Skip to main content

Evaluation Deep Dive

How SigmaShake evaluates a tool call against governance rules.

Algorithm

evaluate(rules: Rule[], call: ToolCall): EvalResult
  1. Sort rules by priority descending (100 before 50)
  2. Filter to enabled rules only
  3. For each rule in sorted order: a. Check targetMatches(rule.target, call.tool) — does the rule apply to this tool type? b. Check groupMatches(rule.groups, call) — do any condition groups match? c. If both match → return immediately (short-circuit, first-match wins)
  4. Default: return {decision: "allow"} if no rule matches

Target matching

A rule's target is compared against the tool's capability:

DENY execution  →  only matches tools classified as "execute" (Bash, shell)
DENY any → matches all tools

The capability is determined by the active client adapter, which maps tool names to the 6-capability taxonomy (execute, read, write, search, agent, network).

Condition evaluation

Groups (OR logic)

Conditions separated by OR form separate groups. Any group matching is sufficient:

IF command CONTAINS "rm -rf"     ← Group 1
OR command CONTAINS "rm -r" ← Group 2

Group 1 matches OR Group 2 matches → rule fires.
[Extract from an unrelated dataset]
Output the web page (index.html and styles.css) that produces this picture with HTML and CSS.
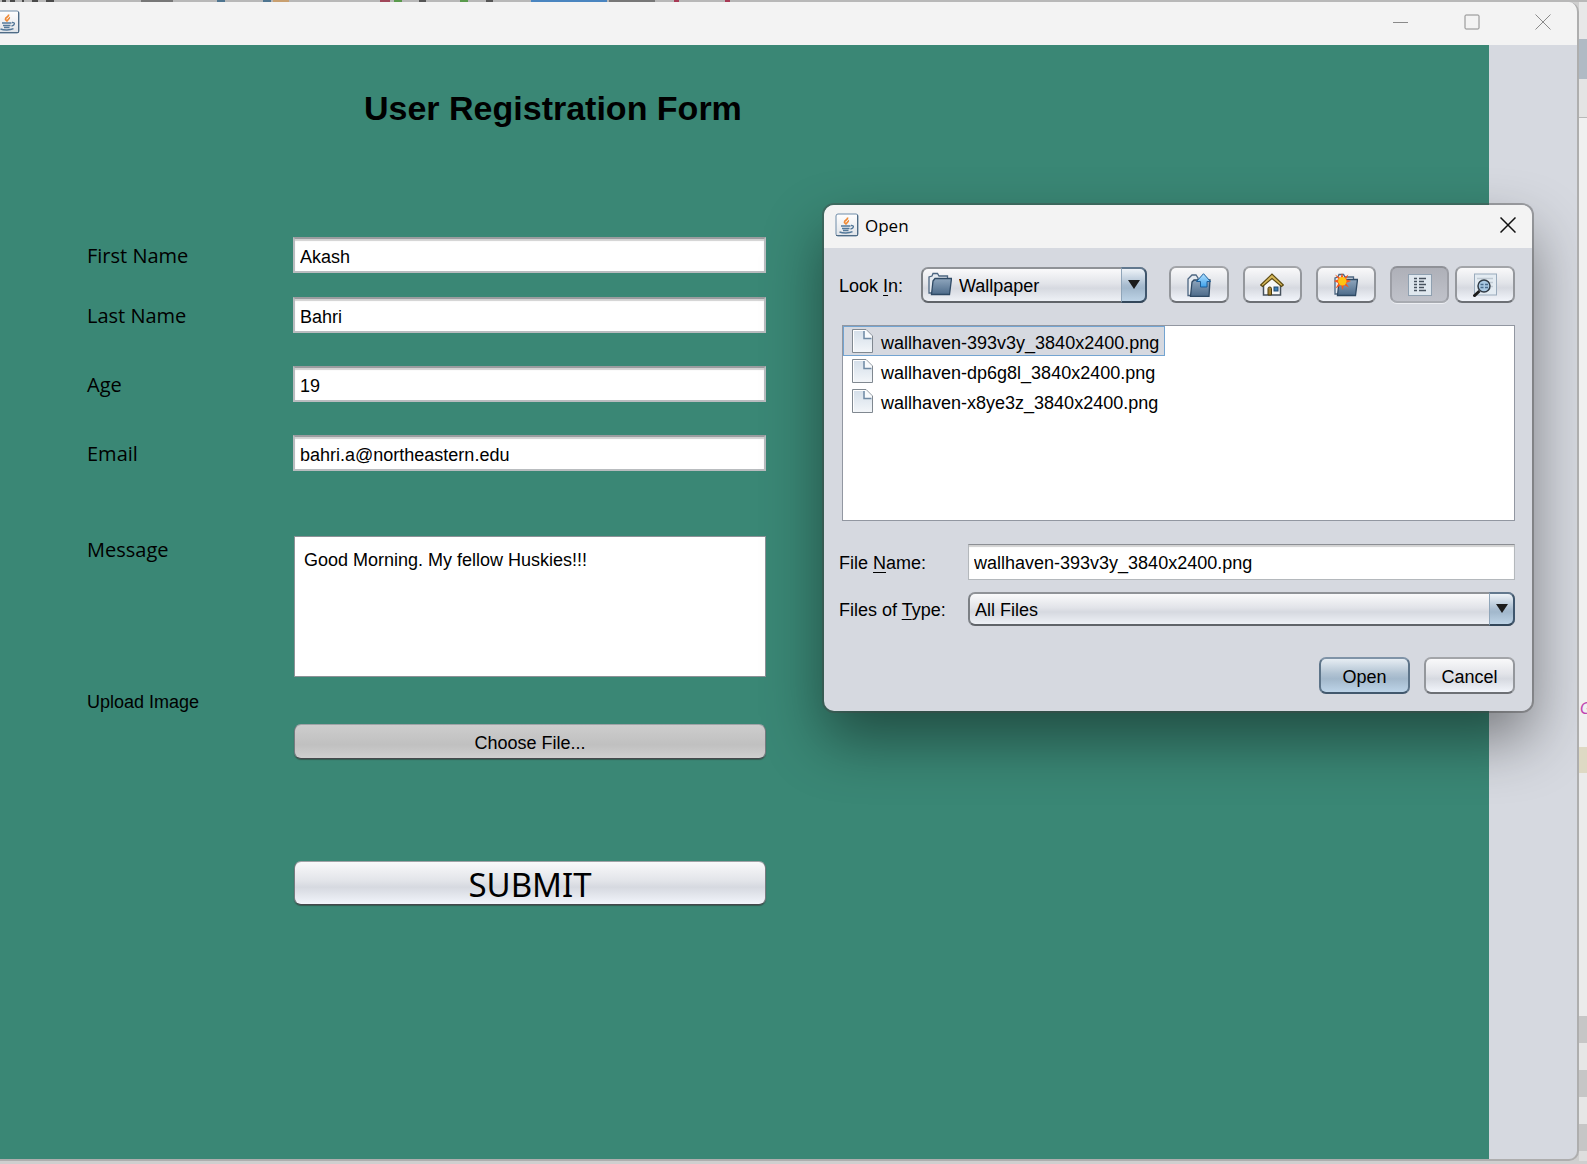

Within a group (AND logic)

Conditions joined by AND (or on consecutive lines after IF) must all match:

IF path ENDS_WITH ".env"         ← Group 1, condition 1
AND content CONTAINS "API_KEY" ← Group 1, condition 2

Both must match for the group to match.

Field resolution

Fields are extracted from the ToolCall input:

function getField(field: Field, call: ToolCall): string {
if (field.startsWith('input.')) {
const key = field.slice(6);
const val = call.input[key];
if (val === undefined || val === null) return '';
return typeof val === 'string' ? val : JSON.stringify(val);
}
switch (field) {
case 'command': return call.input.command ?? '';
case 'path': return call.input.file_path ?? call.input.path ?? '';
case 'content': return call.input.content ?? call.input.new_string ?? '';
case 'tool': return call.tool;
default: return '';
}
}

Performance

MetricTypical value
Evaluation latency< 2ms
Rules loaded20-50
Glob cache sizeUp to 1000 patterns
Regex cache sizeUp to 1000 patterns

Safety features

Fail-secure regex

If a regex pattern is invalid or dangerous (nested quantifiers), it matches rather than silently failing. This triggers the rule, erring on the side of caution.

Loop guard

Detects when the same Bash command is repeated 3+ times consecutively and blocks it to prevent infinite loops.

Circuit breaker

After 5 consecutive deny decisions (in Claude Code hook mode), automatically allows the next call to prevent complete agent lockout. Resets on any non-deny decision.